Ele chama a atenção para o fato de que, nos últimos 12 meses, o fechamento de câmbio de exportação superou os embarques de mercadorias em US$ 3,8 bilhões. Enquanto isso, o fechamento de câmbio de importação foi US$ 4,1 bilhões superior ao desembaraçamento físico de mercadorias nos portos. 'Só aí são quase US$ 8 bilhões extra-oferta.'

'Por que isso acontece?', pergunta. Porque o exportador desconta no banco seus contratos de exportação mesmo antes de produzir a mercadoria a ser exportada. Assim, usa os reais obtidos no Adiantamento de Contrato de Câmbio (ACC), onde paga apenas de 6% a 8% ao ano, e evita tomar dinheiro no banco para capital de giro a 30% ou 50% ao ano.

'Operação de arbitragem também fazem as empresas que importam sardinhas ou vinho para pagar em 12 meses.Vendem rapidamente a mercadoria e, depois, se divertem no mercado financeiro por 12 ou 24 meses. Na prática, não há limites para isso.'

Garófalo adverte que a maior parte das operações de arbitragem com juros não se faz com a Selic, os juros básicos do Banco Central, hoje a 13,75% ao ano, mas com os juros de mercado: 'Imagine um magazine que importe DVDs players para pagar o fornecedor externo em 12 meses. As revendas ao mercado interno acontecem em um mês e o magazine usa o dinheiro obtido com as vendas para girá-lo no Crédito Direto ao Consumidor (vendas a prestação) a seus clientes, no qual recebe dos clientes juros módicos de 100% ao ano.'

Essas operações concorrem para trazer mais dólares para o País e, assim, para valorizar excessivamente o real, o que, por sua vez, tira competitividade a importantes segmentos da produção (especialmente indústria de calçados, têxteis e de móveis).

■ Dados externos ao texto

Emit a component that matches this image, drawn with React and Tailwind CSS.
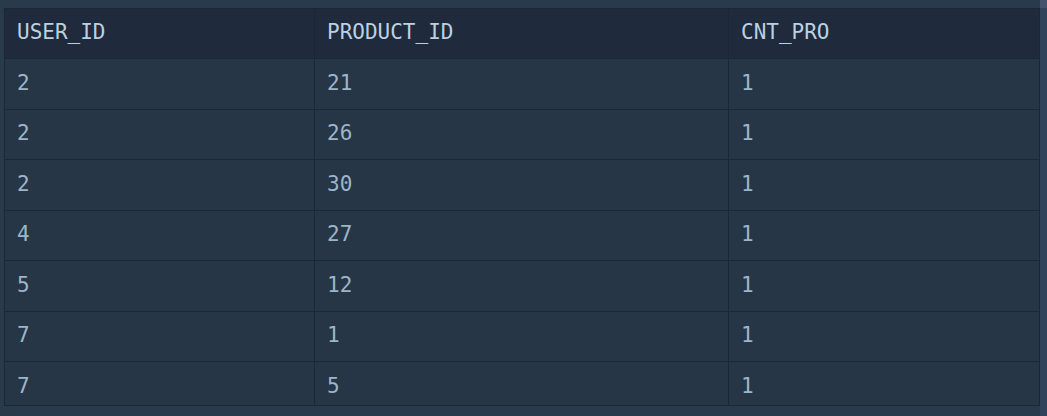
const columns = ['USER_ID', 'PRODUCT_ID', 'CNT_PRO'];

const rows = [
  ['2', '21', '1'],
  ['2', '26', '1'],
  ['2', '30', '1'],
  ['4', '27', '1'],
  ['5', '12', '1'],
  ['7', '1', '1'],
  ['7', '5', '1'],
];

const widths = ['w-[309px]', 'w-[414px]', 'flex-1'];

const App = () => {
  return (
    <div className="w-[1047px] h-[416px] bg-[#283a4c] flex font-['DejaVu_Sans_Mono',monospace] overflow-hidden">
      <div className="flex-1 pt-2 pl-1">
        {/* Result grid */}
        <div className="h-[398px] overflow-hidden border border-[#1b2636] bg-[#263646]">
          <div className="flex h-[50px] bg-[#1f2a3c] border-b border-[#1b2636] text-[21px] text-[#bcd0e2]">
            {columns.map((col, i) => (
              <div
                key={col}
                className={`${widths[i]} flex items-center pl-3 pb-px ${i > 0 ? 'border-l border-[#1b2636]' : ''}`}
              >
                {col}
              </div>
            ))}
          </div>
          {rows.map((row, r) => (
            <div key={r} className="flex h-[50.5px] border-b border-[#1b2636] text-[21px] text-[#9db5c9]">
              {row.map((cell, i) => (
                <div
                  key={i}
                  className={`${widths[i]} flex items-center pl-3 pb-px ${i > 0 ? 'border-l border-[#1b2636]' : ''}`}
                >
                  {cell}
                </div>
              ))}
            </div>
          ))}
        </div>
      </div>
      {/* Scrollbar track */}
      <div className="w-[7px] flex flex-col">
        <div className="h-2 bg-[#45526b]" />
        <div className="flex-1 bg-[#30435a]" />
      </div>
    </div>
  );
};

export default App;
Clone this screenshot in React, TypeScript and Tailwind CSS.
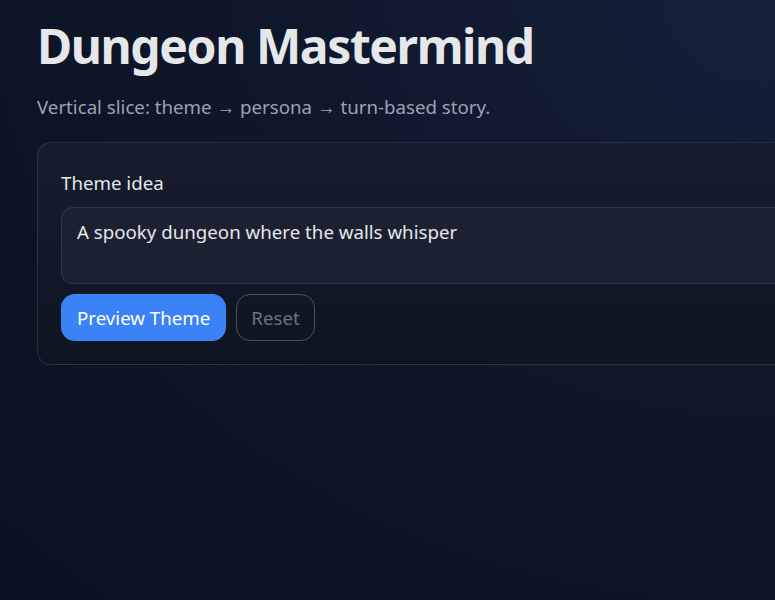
export default function App() {
  return (
    <div
      className="min-h-screen w-full overflow-hidden bg-[radial-gradient(ellipse_at_top_right,#15203a_0%,#0f172a_45%,#0b1120_100%)] text-[#e5e7eb]"
      style={{ fontFamily: '"Noto Sans", "Open Sans", sans-serif' }}
    >
      <div className="w-[1000px] px-[37px] pt-[17px]">
        <h1 className="text-[48px] font-bold leading-[1.2] tracking-[-1.4px] text-[#e5e7eb]">
          Dungeon Mastermind
        </h1>
        <p className="mt-[18px] text-[18.7px] leading-[28px] text-[#9ca3af]">
          Vertical slice: theme → persona → turn-based story.
        </p>

        <div className="mt-[21px] rounded-[14px] border border-white/10 bg-gradient-to-b from-[#161d2e] to-[#0f1422] px-[23px] pt-[26px] pb-[23px]">
          <label className="block text-[18.7px] leading-[28px] text-[#e5e7eb]">Theme idea</label>
          <textarea
            className="mt-[10px] block h-[77px] w-full resize-none rounded-[12px] border border-white/10 bg-[#1c2131] px-[15px] py-[10px] text-[18.7px] leading-[28px] text-[#e5e7eb] outline-none"
            defaultValue="A spooky dungeon where the walls whisper"
          />
          <div className="mt-[10px] flex gap-[10px]">
            <button className="h-[47px] rounded-[14px] bg-[#3b82f6] px-[16px] pt-[2px] text-[18.7px] text-white">
              Preview Theme
            </button>
            <button
              disabled
              className="h-[47px] rounded-[14px] border border-white/25 px-[14px] pt-[2px] text-[18.7px] text-[#6b7280]"
            >
              Reset
            </button>
          </div>
        </div>
      </div>
    </div>
  );
}
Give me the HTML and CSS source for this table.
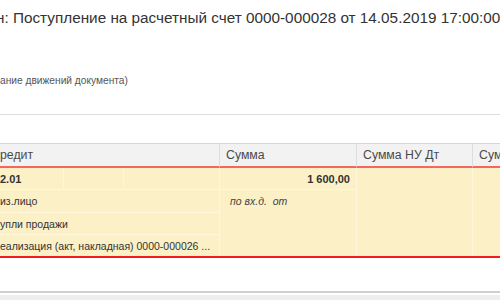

Por isso, Garófalo sugere que essas operações de arbitragem via comércio exterior sejam coibidas, ou por meio de imposição de encurtamento de prazos para financiamentos externos de comércio exterior ou por criação de linhas de crédito atrelados a dólares faturados com exportações para evitar antecipação de operações de câmbio. Outra sugestão é permitir exportação em reais.

Garófalo foi um dos autores do projeto de reforma do câmbio apresentado pela Fiesp em novembro de 2005 e em boa parte já transformado em lei pelo governo neste ano. Um dos principais objetivos dessa reforma é a redução da burocracia nas operações de câmbio. Paradoxalmente, a maioria das medidas agora sugeridas por Garófalo para conter a arbitragem exigiria mais burocracia e patrulhamento.

O reconhecimento mais importante é que a maior parte dessas operações de arbitragem não se faz com Selic. Se é assim, o Copom pode reduzir os juros básicos a 5% ao ano, mas, se os tais juros de mercado (para desconto de duplicatas, capital de giro e Crédito Direto ao Consumidor) seguirem no atual nível, nada reverterá a tendência ao mergulho do dólar no câmbio interno.

E por que os juros na ponta do tomador de crédito estão onde estão? Porque o spread bancário é o que é; porque a cunha fiscal (impostos) também está no nível em que está; porque o governo gasta demais e precisa tascar impostos... e desembocamos sempre no mesmo mata-burro.